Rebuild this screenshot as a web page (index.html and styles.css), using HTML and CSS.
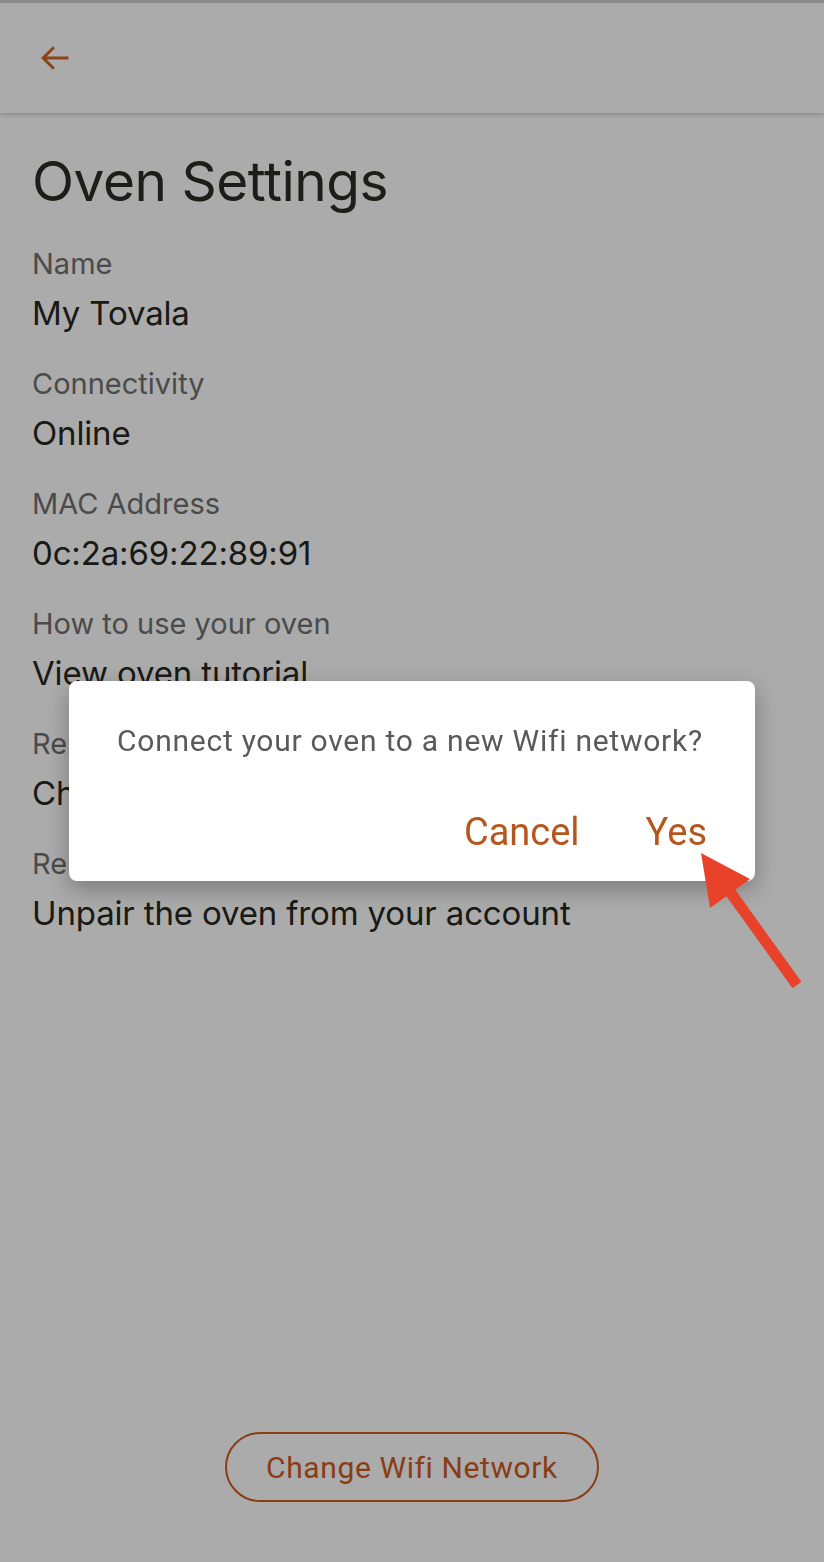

...

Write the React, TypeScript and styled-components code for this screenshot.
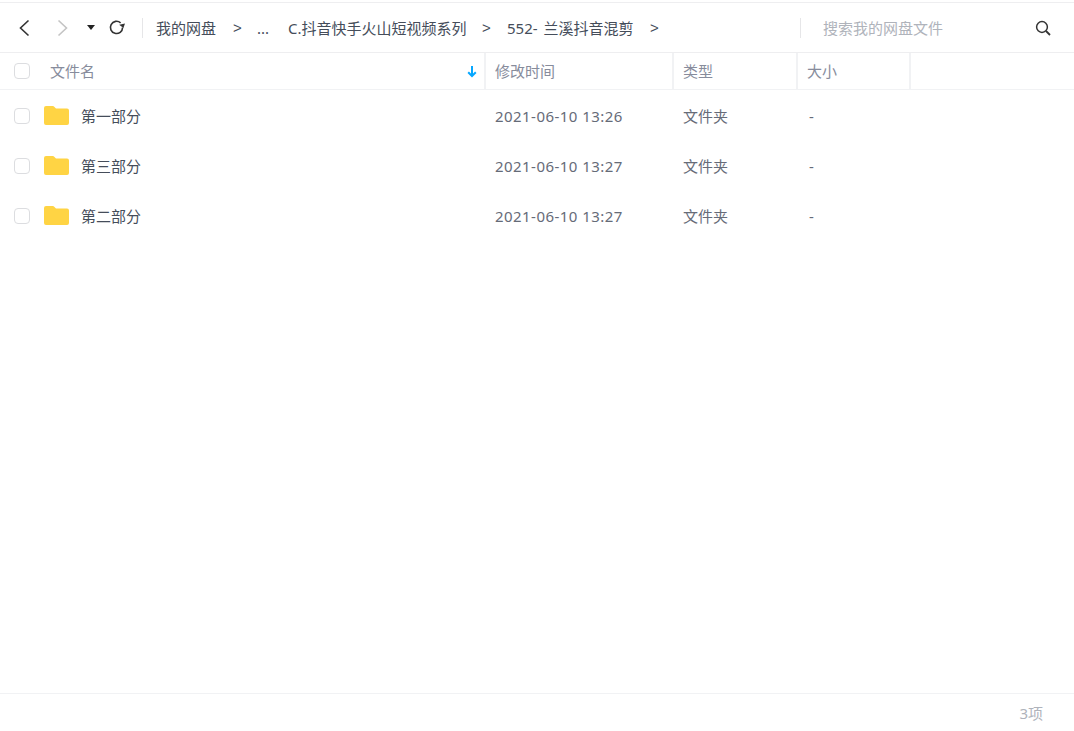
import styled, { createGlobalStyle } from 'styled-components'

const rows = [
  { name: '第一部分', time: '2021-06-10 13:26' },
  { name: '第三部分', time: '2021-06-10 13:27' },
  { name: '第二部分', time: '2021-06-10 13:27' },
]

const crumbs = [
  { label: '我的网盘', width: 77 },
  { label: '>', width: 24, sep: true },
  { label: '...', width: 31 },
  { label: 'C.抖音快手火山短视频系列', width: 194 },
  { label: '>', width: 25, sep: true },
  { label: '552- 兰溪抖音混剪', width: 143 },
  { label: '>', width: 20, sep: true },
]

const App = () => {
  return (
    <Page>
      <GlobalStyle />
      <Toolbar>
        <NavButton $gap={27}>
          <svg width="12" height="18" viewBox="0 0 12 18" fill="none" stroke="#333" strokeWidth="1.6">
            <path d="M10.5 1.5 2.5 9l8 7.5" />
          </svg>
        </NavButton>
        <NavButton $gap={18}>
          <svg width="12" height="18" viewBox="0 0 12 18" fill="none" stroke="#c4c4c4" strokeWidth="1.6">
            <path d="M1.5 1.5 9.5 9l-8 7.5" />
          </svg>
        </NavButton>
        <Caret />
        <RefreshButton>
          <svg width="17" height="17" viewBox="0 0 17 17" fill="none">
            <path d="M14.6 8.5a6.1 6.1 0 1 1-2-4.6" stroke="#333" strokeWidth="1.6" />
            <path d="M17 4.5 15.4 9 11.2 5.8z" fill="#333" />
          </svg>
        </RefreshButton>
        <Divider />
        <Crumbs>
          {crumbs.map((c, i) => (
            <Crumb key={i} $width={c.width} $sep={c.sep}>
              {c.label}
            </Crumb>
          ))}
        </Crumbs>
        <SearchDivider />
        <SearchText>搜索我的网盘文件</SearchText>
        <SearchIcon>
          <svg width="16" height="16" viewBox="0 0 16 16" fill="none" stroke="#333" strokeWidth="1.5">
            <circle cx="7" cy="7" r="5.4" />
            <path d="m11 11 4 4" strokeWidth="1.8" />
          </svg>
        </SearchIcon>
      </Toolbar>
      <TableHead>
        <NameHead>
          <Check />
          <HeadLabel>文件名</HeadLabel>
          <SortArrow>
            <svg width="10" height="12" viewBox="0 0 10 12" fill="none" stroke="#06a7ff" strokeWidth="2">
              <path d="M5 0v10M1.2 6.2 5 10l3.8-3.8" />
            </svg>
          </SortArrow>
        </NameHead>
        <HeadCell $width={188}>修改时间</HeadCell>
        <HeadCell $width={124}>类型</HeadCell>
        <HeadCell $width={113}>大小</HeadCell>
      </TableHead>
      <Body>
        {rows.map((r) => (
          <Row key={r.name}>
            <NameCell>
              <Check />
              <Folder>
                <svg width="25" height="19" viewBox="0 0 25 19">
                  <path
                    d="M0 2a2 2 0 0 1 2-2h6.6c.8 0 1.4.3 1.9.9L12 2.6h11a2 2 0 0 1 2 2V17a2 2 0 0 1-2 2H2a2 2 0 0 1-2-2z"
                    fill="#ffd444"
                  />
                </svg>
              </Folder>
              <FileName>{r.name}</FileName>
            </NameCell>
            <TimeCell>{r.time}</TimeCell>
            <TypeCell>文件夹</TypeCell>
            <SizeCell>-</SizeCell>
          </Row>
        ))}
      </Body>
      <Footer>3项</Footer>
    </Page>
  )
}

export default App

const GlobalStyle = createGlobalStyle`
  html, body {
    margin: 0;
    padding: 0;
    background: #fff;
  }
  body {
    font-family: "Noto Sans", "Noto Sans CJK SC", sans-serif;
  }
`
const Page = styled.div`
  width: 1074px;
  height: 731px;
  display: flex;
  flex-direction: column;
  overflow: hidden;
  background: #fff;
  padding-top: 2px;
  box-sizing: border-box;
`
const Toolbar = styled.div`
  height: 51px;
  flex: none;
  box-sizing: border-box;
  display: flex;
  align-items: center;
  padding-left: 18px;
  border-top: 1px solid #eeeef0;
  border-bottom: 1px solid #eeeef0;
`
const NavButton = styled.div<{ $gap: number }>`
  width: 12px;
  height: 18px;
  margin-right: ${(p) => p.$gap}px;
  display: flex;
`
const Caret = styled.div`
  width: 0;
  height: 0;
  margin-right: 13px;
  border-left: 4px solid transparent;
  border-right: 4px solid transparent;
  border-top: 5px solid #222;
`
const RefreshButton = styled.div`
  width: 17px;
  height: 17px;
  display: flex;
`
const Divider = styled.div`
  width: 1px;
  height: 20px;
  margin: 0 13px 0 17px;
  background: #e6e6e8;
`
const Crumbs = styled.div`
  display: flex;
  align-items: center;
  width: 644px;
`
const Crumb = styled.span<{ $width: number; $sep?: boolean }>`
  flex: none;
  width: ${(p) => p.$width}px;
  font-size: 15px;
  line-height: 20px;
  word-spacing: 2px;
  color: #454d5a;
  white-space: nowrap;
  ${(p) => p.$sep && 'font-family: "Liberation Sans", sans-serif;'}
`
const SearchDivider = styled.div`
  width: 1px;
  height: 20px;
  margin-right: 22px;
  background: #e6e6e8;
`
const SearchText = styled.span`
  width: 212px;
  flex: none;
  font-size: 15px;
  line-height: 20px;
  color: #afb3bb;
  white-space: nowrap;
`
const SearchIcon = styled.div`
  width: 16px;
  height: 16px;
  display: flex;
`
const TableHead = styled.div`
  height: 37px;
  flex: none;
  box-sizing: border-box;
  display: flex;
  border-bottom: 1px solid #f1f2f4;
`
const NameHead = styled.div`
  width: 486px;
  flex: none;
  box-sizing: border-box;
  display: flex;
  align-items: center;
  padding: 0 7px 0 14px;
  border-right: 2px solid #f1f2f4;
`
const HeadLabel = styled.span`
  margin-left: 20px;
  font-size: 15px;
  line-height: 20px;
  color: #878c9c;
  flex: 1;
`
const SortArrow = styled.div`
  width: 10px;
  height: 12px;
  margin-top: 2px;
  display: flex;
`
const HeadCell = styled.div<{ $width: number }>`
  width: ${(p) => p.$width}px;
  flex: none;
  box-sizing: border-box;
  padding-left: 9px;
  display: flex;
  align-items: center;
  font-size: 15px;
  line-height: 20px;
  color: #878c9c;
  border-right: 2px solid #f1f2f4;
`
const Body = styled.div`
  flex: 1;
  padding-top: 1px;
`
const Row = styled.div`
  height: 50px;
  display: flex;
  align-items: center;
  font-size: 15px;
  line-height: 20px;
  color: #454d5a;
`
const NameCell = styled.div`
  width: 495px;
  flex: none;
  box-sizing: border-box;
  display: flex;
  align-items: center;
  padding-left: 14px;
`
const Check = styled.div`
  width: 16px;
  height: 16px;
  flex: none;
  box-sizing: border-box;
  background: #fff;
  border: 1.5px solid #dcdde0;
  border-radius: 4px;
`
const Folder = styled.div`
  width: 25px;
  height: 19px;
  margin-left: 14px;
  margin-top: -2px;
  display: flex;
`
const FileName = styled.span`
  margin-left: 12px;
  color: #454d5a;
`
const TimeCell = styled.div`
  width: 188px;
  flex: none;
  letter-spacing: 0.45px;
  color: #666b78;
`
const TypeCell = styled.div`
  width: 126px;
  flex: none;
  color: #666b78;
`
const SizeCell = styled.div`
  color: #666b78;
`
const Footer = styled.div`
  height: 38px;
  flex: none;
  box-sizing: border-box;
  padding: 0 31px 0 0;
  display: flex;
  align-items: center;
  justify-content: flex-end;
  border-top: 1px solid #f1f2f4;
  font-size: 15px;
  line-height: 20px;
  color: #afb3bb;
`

...

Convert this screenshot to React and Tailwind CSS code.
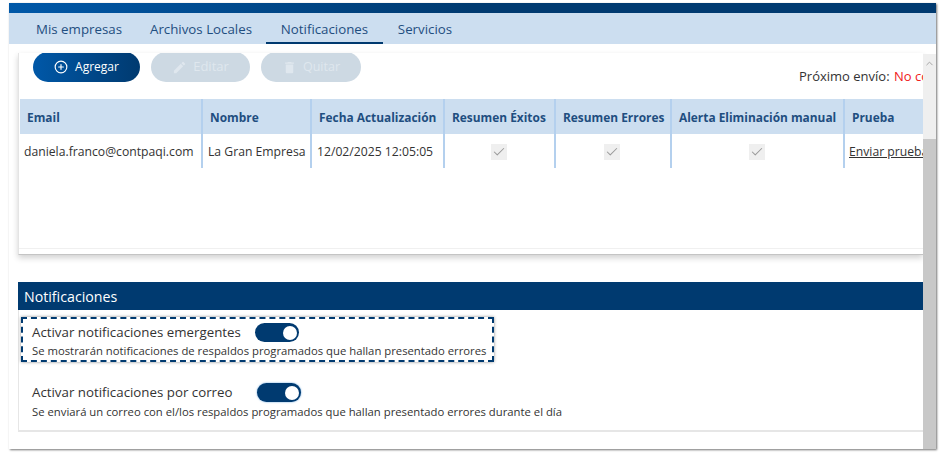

EXERCISE OBJECTIVE:
State the number of lines in the records that include "screenshot", and write nothing else.

FINISHED ANSWER:
3